Continuing with the healthcare startup example from above, they could create a first-launch experience that had specific wording tied to the customer’s primary weight loss driver. Imagine an experience that said, “Let’s focus on improving your mood” or “Time to improve your health” rather than generic copy.

This speaks to a specific customer’s persona. Additionally, they could have all lifecycle emails focus on the pain points for each customer persona to continue pushing them through the funnel and ultimately retaining them. To make a lifecycle program more personalized, the answers filled out during acquisition will need to be passed through to the email service provider that will help fuel custom journeys for each persona.

Measuring propensity

You’ve managed to carve out a few user segments and personalize onboarding for each type of user. How do you then figure out if things are working as intended?

Like any other growth experiment, make sure to split the experiences between generic and tailored for each user segment. By doing this you can then measure the conversion rates, user lifetime value and more.

When measuring performance, keep close attention to each onboarding experience and the following metrics: conversion rate (CVR), retention and lifetime value (LTV). These are the three essential metrics that matter when looking to understand how effective personalization is with your multiple onboarding experiences.

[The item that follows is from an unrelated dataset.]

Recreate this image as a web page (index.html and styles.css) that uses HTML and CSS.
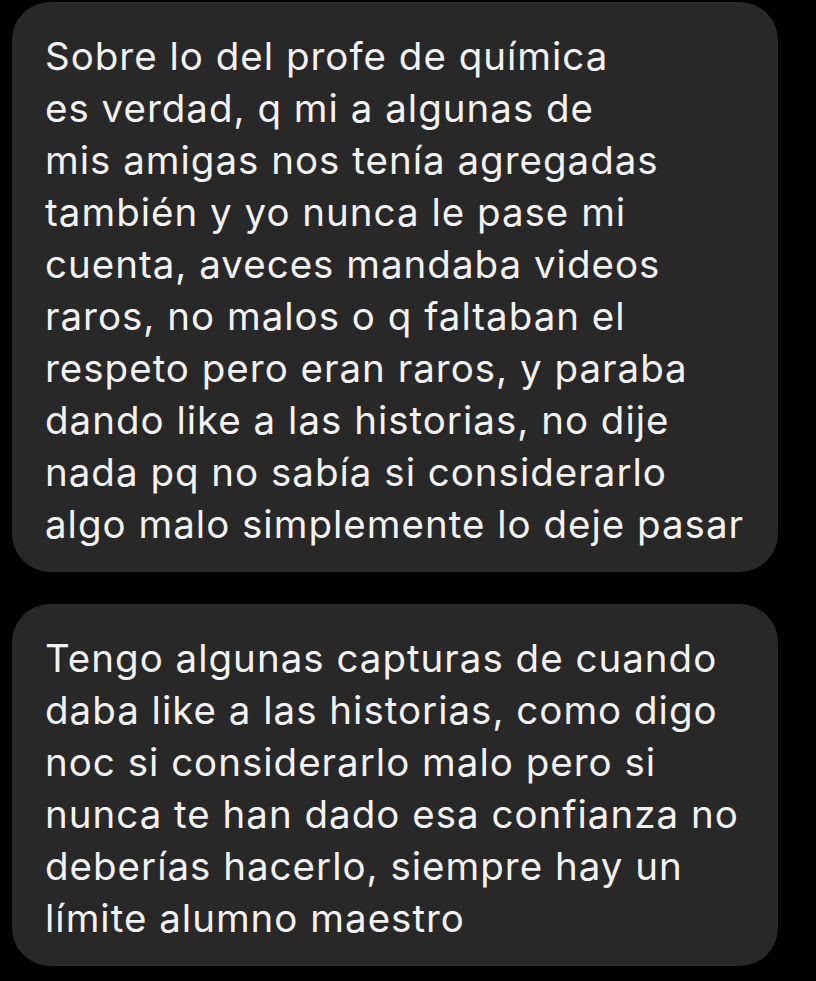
FILE: index.html
```html
<!DOCTYPE html>
<html lang="es">
<head>
  <meta charset="UTF-8">
  <meta name="viewport" content="width=device-width, initial-scale=1.0">
  <title>Mensajes</title>
  <link rel="stylesheet" href="styles.css">
</head>
<body>
  <div class="chat">
    <div class="bubble">
      <p class="line">Sobre lo del profe de química</p>
      <p class="line">es verdad, q mi a algunas de</p>
      <p class="line">mis amigas nos tenía agregadas</p>
      <p class="line">también y yo nunca le pase mi</p>
      <p class="line">cuenta, aveces mandaba videos</p>
      <p class="line">raros, no malos o q faltaban el</p>
      <p class="line">respeto pero eran raros, y paraba</p>
      <p class="line">dando like a las historias, no dije</p>
      <p class="line">nada pq no sabía si considerarlo</p>
      <p class="line">algo malo simplemente lo deje pasar</p>
    </div>
    <div class="bubble">
      <p class="line">Tengo algunas capturas de cuando</p>
      <p class="line">daba like a las historias, como digo</p>
      <p class="line">noc si considerarlo malo pero si</p>
      <p class="line">nunca te han dado esa confianza no</p>
      <p class="line">deberías hacerlo, siempre hay un</p>
      <p class="line">límite alumno maestro</p>
    </div>
  </div>
</body>
</html>
```

FILE: styles.css
```css
html, body {
  margin: 0;
  padding: 0;
  background-color: #000;
}
body {
  font-family: Inter, "Noto Sans", sans-serif;
  color: #f2f2f2;
}
.chat {
  display: flex;
  flex-direction: column;
  gap: 32px;
  padding: 2px 38px 0 12px;
}
.bubble {
  background-color: #282828;
  border-radius: 38px;
  padding: 28px 20px 22px 33px;
}
.line {
  margin: 0;
  font-size: 38.5px;
  line-height: 52px;
  letter-spacing: 1px;
  white-space: nowrap;
}
```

You may find that some user segments respond better to a personalized experience than others. This means that some of the current user segments may not be receiving the information and experience that you thought they wanted. Perhaps you need to revise the questions that are being asked to tailor the experience even further, or you might not be segmenting users correctly.

This all comes down to spending the time necessary to understand the real needs for each of your user segments. Doing so will arm you with the most valuable data needed for creating personalized onboarding experiences. It is true that while you may add some additional friction with questions on your lead form or onboarding flow, this will pay large dividends for the overall experience of your consumers.